Event: Investigating pedagogy in research methods
Melanie Nind, Visiting Professor, Newcastle University
Thursday 2 April, 12.00-13.00, room 2.22 Research Beehive
For information about attending, contact: Alina Schartner
How social science researchers learn social research methods is not something that is well-understood. Hence, in research I am leading for the National Centre for Research Methods, one of the fundamental questions we are exploring is how teachers of research methods develop and use their pedagogical knowledge for developing the methodological learning of others. Our funding body, the Economic and Social Research Council (ESRC), has been concerned enough about the UK’s social science research global competitiveness to make capacity building in methods the focus of major investment for the last decade. This marks a shift from the UK model in which doctoral researchers have largely learned through apprenticeship and supervision only. Yet the upsurge in taught courses and formal training in advanced research methods has not, to date, been informed by pedagogical evidence on how to approach this.

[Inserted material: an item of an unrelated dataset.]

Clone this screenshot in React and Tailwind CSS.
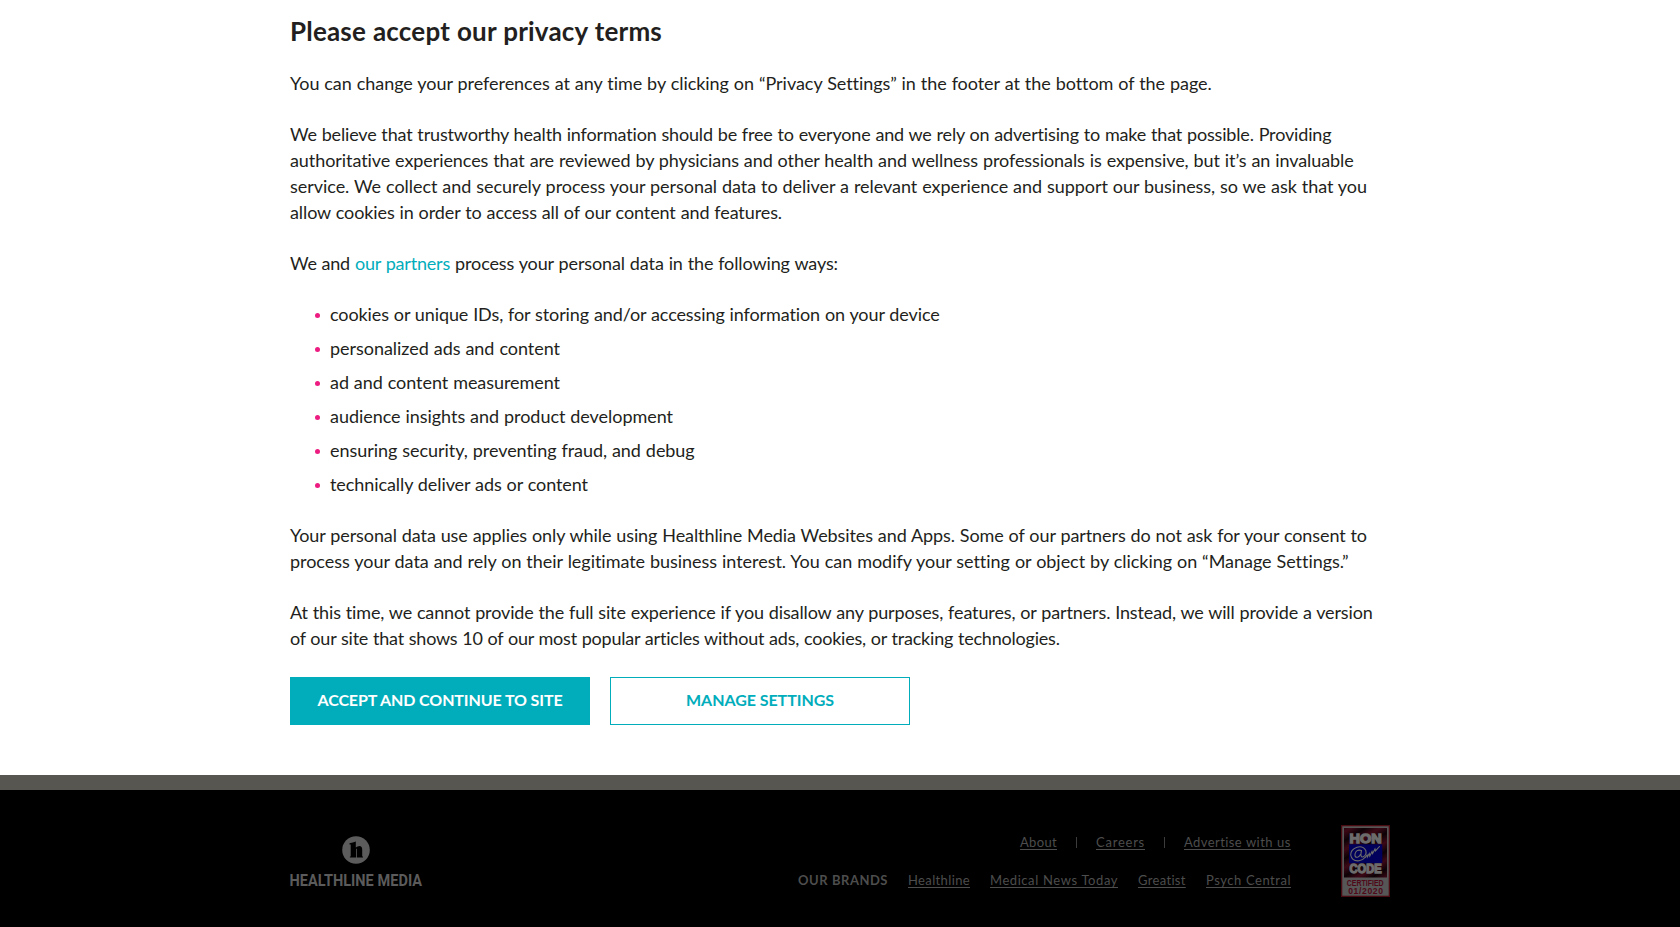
import { useLayoutEffect, useRef, useState } from "react";

// Sets one line of text to a given measure by adjusting its tracking.
function Line({ w, className = "", children }) {
  const ref = useRef(null);
  const [spacing, setSpacing] = useState(0);
  useLayoutEffect(() => {
    const natural = ref.current.getBoundingClientRect().width;
    setSpacing((w - natural) / children.length);
  }, []);
  return (
    <span className="block whitespace-nowrap" style={{ width: w }}>
      <span ref={ref} className={"inline-block " + className} style={{ letterSpacing: spacing }}>
        {children}
      </span>
    </span>
  );
}

const items = [
  ["cookies or unique IDs, for storing and/or accessing information on your device", 610],
  ["personalized ads and content", 230],
  ["ad and content measurement", 230],
  ["audience insights and product development", 343],
  ["ensuring security, preventing fraud, and debug", 365],
  ["technically deliver ads or content", 258],
];

const link = "underline underline-offset-[2px] decoration-1";

function HonBadge() {
  return (
    <svg className="ml-[50px] mr-[290px] mt-[35px] h-[72px] w-[49px]" viewBox="0 0 49 72" fontFamily="Liberation Sans, sans-serif" fontWeight="700">
      <defs>
        <linearGradient id="sheen" x1="0" y1="0" x2="8" y2="13" gradientUnits="userSpaceOnUse" spreadMethod="repeat">
          <stop offset="0" stopColor="#0c0206" />
          <stop offset="0.5" stopColor="#3c0816" />
          <stop offset="1" stopColor="#0c0206" />
        </linearGradient>
      </defs>
      <rect width="49" height="72" fill="#4a0a12" />
      <rect x="1.3" y="1.3" width="46.4" height="69.4" fill="#565656" />
      <rect x="3" y="3" width="43" height="49.5" fill="url(#sheen)" />
      <rect x="8" y="19.3" width="33.3" height="19" fill="#00005c" />
      <g fill="#6c6c6c" stroke="#6c6c6c" strokeWidth="1.3">
        <text x="8.5" y="18.4" fontSize="13.4" textLength="32.2" lengthAdjust="spacingAndGlyphs">HON</text>
        <text x="8.5" y="48" fontSize="12.4" textLength="32.2" lengthAdjust="spacingAndGlyphs">CODE</text>
      </g>
      <g fill="none" stroke="#6c6c6c" strokeWidth="1.1" strokeLinecap="round">
        <path d="M20.5 25.5 Q15 24 14 29 Q13.5 33 17 32 Q20 30.5 20.5 25.5 Q18.8 32.5 22 32 Q26 30 24.8 25.5 Q22 20.5 16 22.2 Q9.5 24.5 9.7 30 Q11 36.5 18 35.8 Q22 35 24 32.5" />
        <path d="M24 32.5 L26 30 L26.3 32 L28.3 28.5 L28.8 31 L31 26.5 L31.6 28.6 L34 24 L34.5 25.8 L38.5 21.5" />
      </g>
      <g fill="#4e0818">
        <text x="5.7" y="61.4" fontSize="8.6" textLength="37" lengthAdjust="spacingAndGlyphs">CERTIFIED</text>
        <text x="7.2" y="69.3" fontSize="8.6" textLength="34.8">01/2020</text>
      </g>
    </svg>
  );
}

function Footer() {
  return (
    <footer className="flex h-[137px] bg-black pl-[284px] text-[13px] text-[#4d4d4d]">
      <svg className="mt-[46px] h-[64px] w-[145px]" viewBox="-6 0 145 64">
        <circle cx="66" cy="14" r="13.8" fill="#5c5c5c" />
        <path d="M59.5 7.2 Q63 7 65.8 5.6 V11.5 Q67.5 10 69.5 10 Q72.2 10 72.2 13.5 V20.4 H73 V21.4 H66.8 V12.4 L66 13 V21.4 H59.9 V20.4 H60.7 V8.6 H59.5 Z" fill="#000" />
        <text x="-0.5" y="50" fontSize="16.4" fontWeight="700" textLength="132.5" lengthAdjust="spacingAndGlyphs" fill="#5b5b5b" fontFamily="Roboto, sans-serif">HEALTHLINE MEDIA</text>
      </svg>
      <div className="ml-auto mt-[42px] flex flex-col items-end gap-[18px] leading-5">
        <div className="flex">
          <a><Line w={37} className={link}>About</Line></a>
          <span className="ml-[19px] mt-[5px] h-[11px] w-px bg-[#3c3c3c]" />
          <a className="ml-[19px]"><Line w={49} className={link}>Careers</Line></a>
          <span className="ml-[19px] mt-[5px] h-[11px] w-px bg-[#3c3c3c]" />
          <a className="ml-[19px]"><Line w={107} className={link}>Advertise with us</Line></a>
        </div>
        <div className="flex gap-5">
          <Line w={90} className="font-bold">OUR BRANDS</Line>
          <a><Line w={62} className={link}>Healthline</Line></a>
          <a><Line w={128} className={link}>Medical News Today</Line></a>
          <a><Line w={48} className={link}>Greatist</Line></a>
          <a><Line w={85} className={link}>Psych Central</Line></a>
        </div>
      </div>
      <HonBadge />
    </footer>
  );
}

export default function App() {
  return (
    <div className="h-[927px] w-[1680px] overflow-hidden bg-white font-['Lato',sans-serif] text-[#231f20] [word-spacing:0.4px]">
      <main className="flex h-[775px] flex-col gap-[25px] pl-[290px] pt-[13px] text-[18px] leading-[26px]">
        <h1 className="-mb-[4px] text-[26px] font-bold leading-9"><Line w={372}>Please accept our privacy terms</Line></h1>
        <p><Line w={921}>You can change your preferences at any time by clicking on “Privacy Settings” in the footer at the bottom of the page.</Line></p>
        <p>
          <Line w={1042}>We believe that trustworthy health information should be free to everyone and we rely on advertising to make that possible. Providing</Line>
          <Line w={1064}>authoritative experiences that are reviewed by physicians and other health and wellness professionals is expensive, but it’s an invaluable</Line>
          <Line w={1077}>service. We collect and securely process your personal data to deliver a relevant experience and support our business, so we ask that you</Line>
          <Line w={492}>allow cookies in order to access all of our content and features.</Line>
        </p>
        <p className="flex gap-[5px]">
          <Line w={60}>We and</Line>
          <a className="text-[#02adbb]"><Line w={95}>our partners</Line></a>
          <Line w={383}>process your personal data in the following ways:</Line>
        </p>
        <ul className="flex flex-col gap-2 pl-[25px]">
          {items.map(([text, w]) => (
            <li key={text} className="flex items-center gap-[10px]">
              <span className="mt-[2px] size-[5px] rounded-full bg-[#ed1c81]" />
              <Line w={w}>{text}</Line>
            </li>
          ))}
        </ul>
        <p>
          <Line w={1077}>Your personal data use applies only while using Healthline Media Websites and Apps. Some of our partners do not ask for your consent to</Line>
          <Line w={1058}>process your data and rely on their legitimate business interest. You can modify your setting or object by clicking on “Manage Settings.”</Line>
        </p>
        <p>
          <Line w={1083}>At this time, we cannot provide the full site experience if you disallow any purposes, features, or partners. Instead, we will provide a version</Line>
          <Line w={770}>of our site that shows 10 of our most popular articles without ads, cookies, or tracking technologies.</Line>
        </p>
        <div className="mt-px flex gap-5 text-[16px] font-bold [word-spacing:1px]">
          <button className="flex h-12 w-[300px] items-center justify-center bg-[#02adbb] pb-[2px] text-white"><Line w={245}>ACCEPT AND CONTINUE TO SITE</Line></button>
          <button className="flex h-12 w-[300px] items-center justify-center border border-[#02adbb] pb-[2px] text-[#02adbb]"><Line w={148}>MANAGE SETTINGS</Line></button>
        </div>
      </main>
      <div className="h-[15px] bg-[#575650]" />
      <Footer />
    </div>
  );
}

Discourses are developing about doctoral education and about training and capacity building, but the latter in particular has had virtually no pedagogic space, with the talk largely limited to deficits in skills or capacities and finding effective modes of delivery. Our research is intended to create dialogue between teachers of research methods, those concerned with providing and guiding advanced methods training, methodology researchers and learners of research methods. We are moving the evidence base from the current dominance of in-house action research, evaluations or case studies of particular cohorts, contexts or challenges. Instead, we are engaging participants from across disciplines, organizations and methods in a multi-component research design. This comprises an expert panel method, video stimulated recall and reflection focus groups, learner journeys, and case studies of pedagogical and methodological innovation. In the paper, I will share some of these methods and what the pilot one-year project has indicated is distinctive about the teaching and learning of research methods and warranting further attention.